Integration is the Only Way Forward

Looking at the landscape now, the future isn't in standalone casting houses. Engineering machinery OEMs are squeezing lead times and demanding full component responsibility. The successful model is vertical integration: pattern making, casting, heat treatment, and precision machining under one roof, or at least under tight coordination. This controls the variables. When the machinist finds a slight deviation in the casting, they can immediately feedback to the foundry engineer, and the next pour is adjusted. The separation of these functions adds weeks and layers of opacity.

This is why the model of a company like QSY makes sense. Their stated specialization in both shell mold casting and investment casting, coupled with CNC machining, isn't just a service list. It's a recognition that the part is the final product, not the casting. Their three decades likely mean they've evolved from a foundry into a solutions provider, because the market forced them to. You can't survive that long serving the engineering machinery sector by just making nice wax patterns. You survive by ensuring the part that bolts onto the machine doesn't come back.
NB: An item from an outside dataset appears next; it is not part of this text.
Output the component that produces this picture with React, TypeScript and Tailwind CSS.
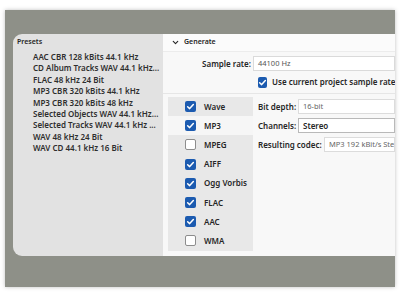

So, when you're sourcing, look beyond the keyword. Look for the evidence of integrated problem-solving. Ask about a specific alloy's behavior in a similar application. Probe for a story about a failure and what was learned. The real expertise in investment casting for engineering machinery parts is buried in those gritty, practical details, far away from the shiny marketing promises. It's in the weight of a 30-year-old company that's still adapting, and in the quiet confidence that comes from having fixed what's broken.